10/V, понедельник. От 3-х до 8-ми, ровно 5 часов, мы с Дорофеевым спорили, ругались по поводу каждой строки, и я уступал, уступал, уступал. Дело происходило в Гослитиздате. Я вызвал туда Лидию Филипповну с машинкой… Она тотчас же переписывала все переделки. В наших спорах принимал участие Черемин; совсем молодой человек с лицом младенца, очень толковый и сведущий — в своей специальности. Двое против одного. За столом безучастно сидел Сергиевский И.В. — и криво улыбался. Он утомлен. Сгорбившись, целый день правил какую-то рукопись — вот так: на одной странице оставит одну строку, на другой две, а остальное черкает, черкает, черкает. Сбоку сидят еще три женщины: сестра Вяч. Полонского — Клавдия Павловна, рыжая Фелицата Александровна и безвестная, бессловесная дева; за исключением Клавдии Павловны, все они с утра до вечера перекраивают чужие рукописи на свой лад, с тем чтобы никакой авторской индивидуальности не осталось, не осталось никаких личных мнений, своих чувств и т. д. Все, что выходит из этой мастерской, — совершенно однородно по мыслям, по стилю, по идейной направленности.
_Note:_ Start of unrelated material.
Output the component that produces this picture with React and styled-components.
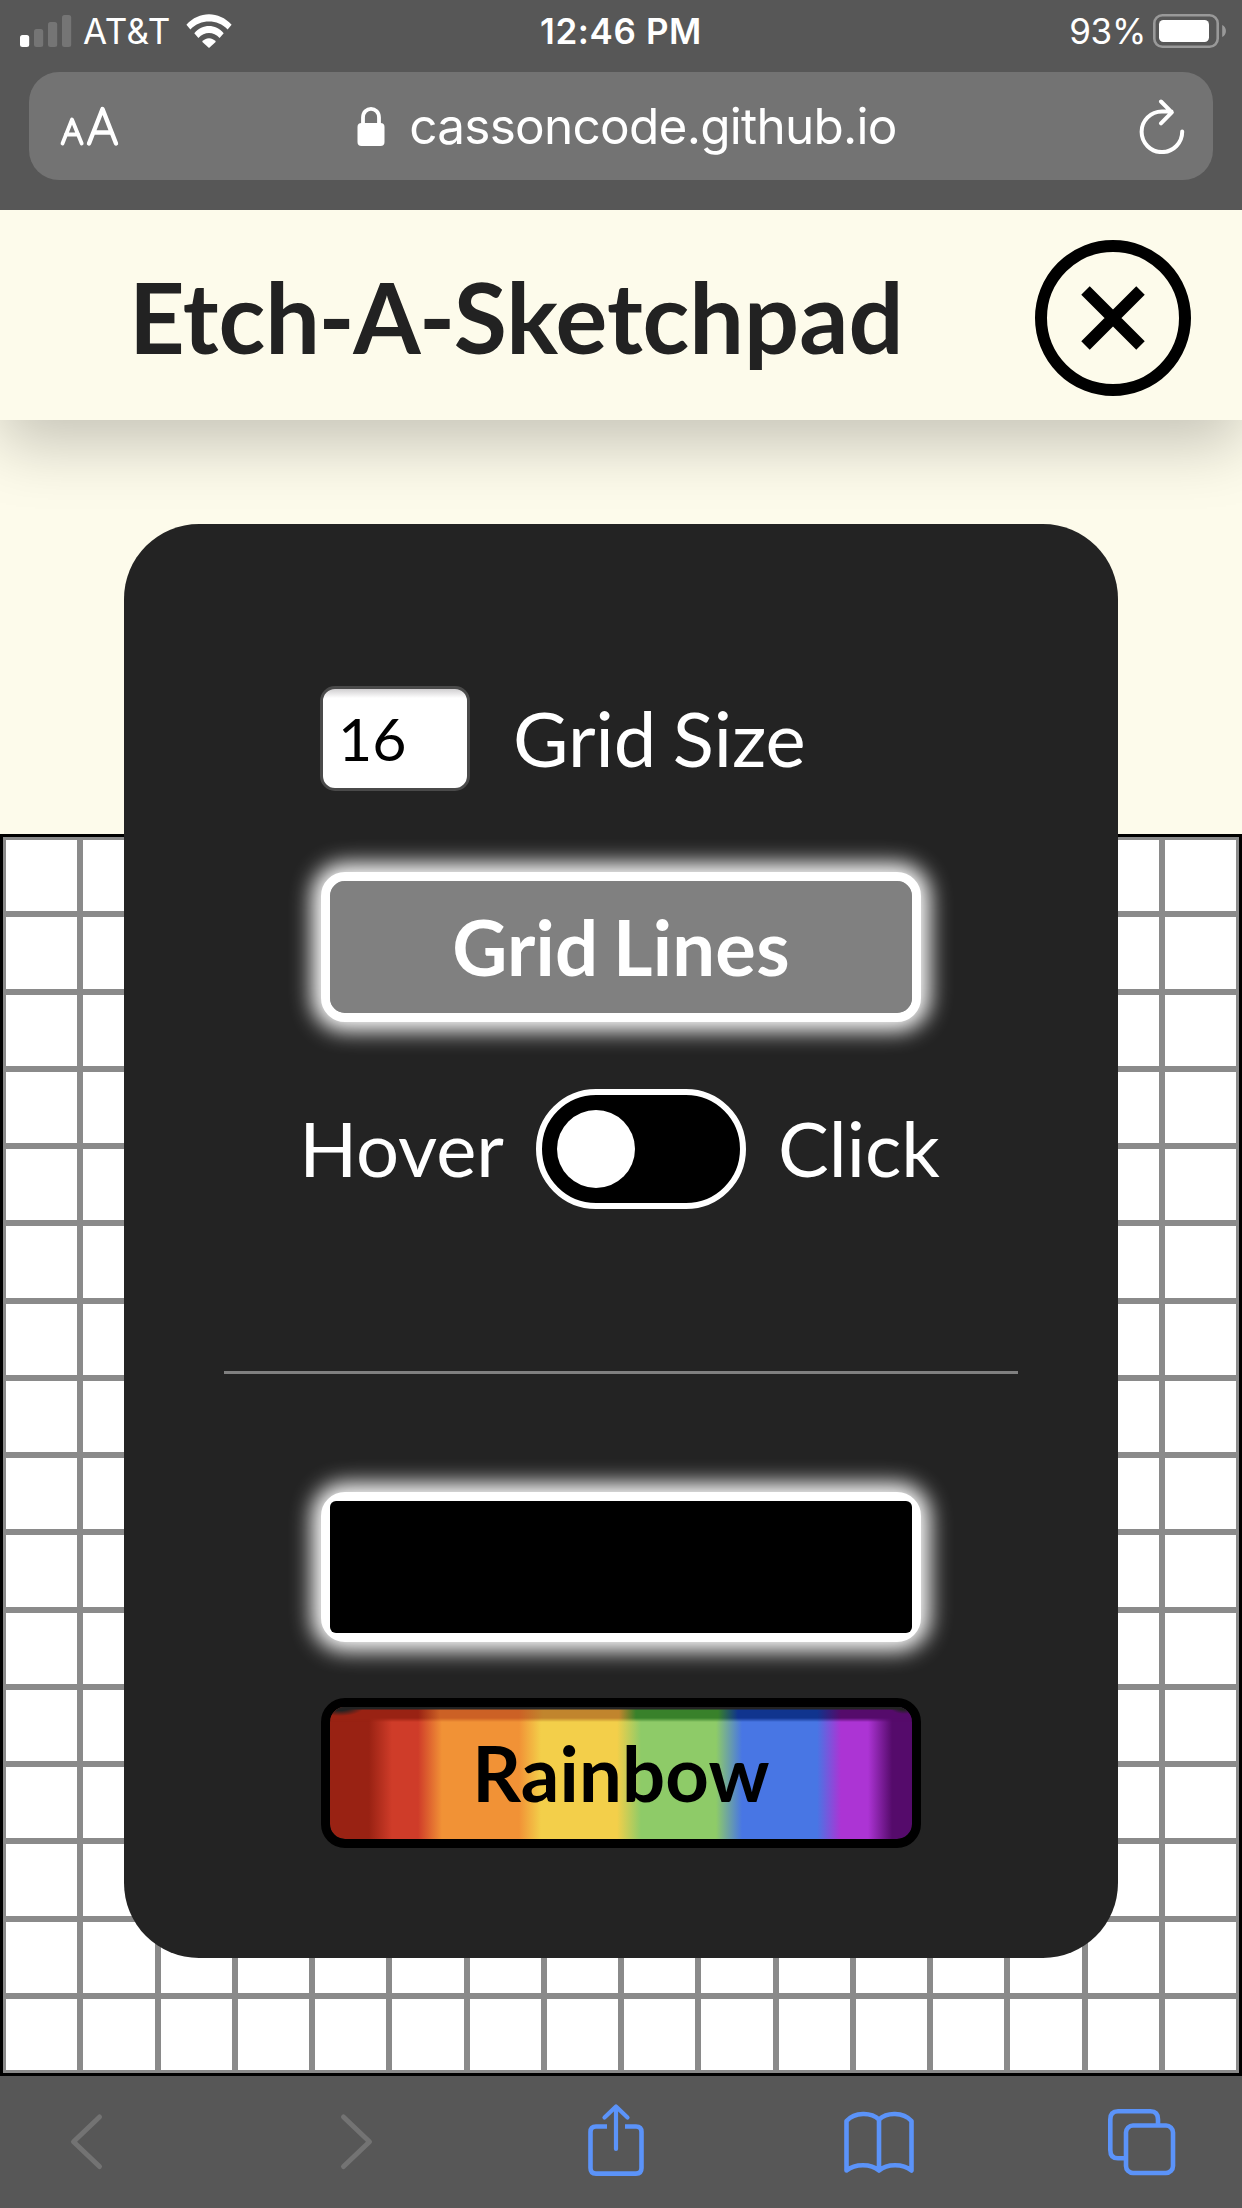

18/V.1949. 4 часа утра. Прелестное утро. А в душе у меня смутно и тяжко. Статья моя «Пушкин и Некрасов» — сверстана. Два дня я просидел в типографии, оберегая ее от дальнейших искажений, но все же она так искажена, что мне больно держать ее в руках.
А я вот уже несколько дней охвачен, как пожаром, книгой Филдинга «Tom Jones». У меня есть английское собр. сочинений Fielding’a (1824) — и я никогда не читал ее. И теперь случайно взял один томик — и очумел от восторга. Казалось бы, какое мне дело, будет ли обладать высокодевственной Софьей разгильдяй и повеса Джон, — но три дня я по воле автора только и хотел, чтобы это случилось, — и весь слащавый конец книги, когда всем положительным героям стало хорошо, а всем отрицательным — плохо, доставил мне горячую радость. Может быть, мы, старые и очень несчастные люди, обманутые и ограбленные жизнью, так любим счастливые развязки в книгах, что развязки [наш]их собственных биографий так жестоки, так плачевны и трагичны.
16/VI. Тянет писать детскую сказку, но… Меня сковывает воспоминание о судьбе «Бибигона».
29 июня. Люша получила золотую медаль. Все экзамены сдала на пять. К моей радости примешивается горькая грусть: вот поколение, которому я совершенно не нужен, которое знать не знает того, чему я всю жизнь служил, не знает меня, моих увлечений и поисков. И нужно сказать: поколение крепкое, богатое новыми силами. С Люшей мне даже не о чем говорить, до того она чужая. Еще чужее Тата, Гуля. «И наши внуки в добрый час из мира вытеснят и нас»{1}. И они правы, но каковы будут их внуки, не представит себе даже величайший мудрец.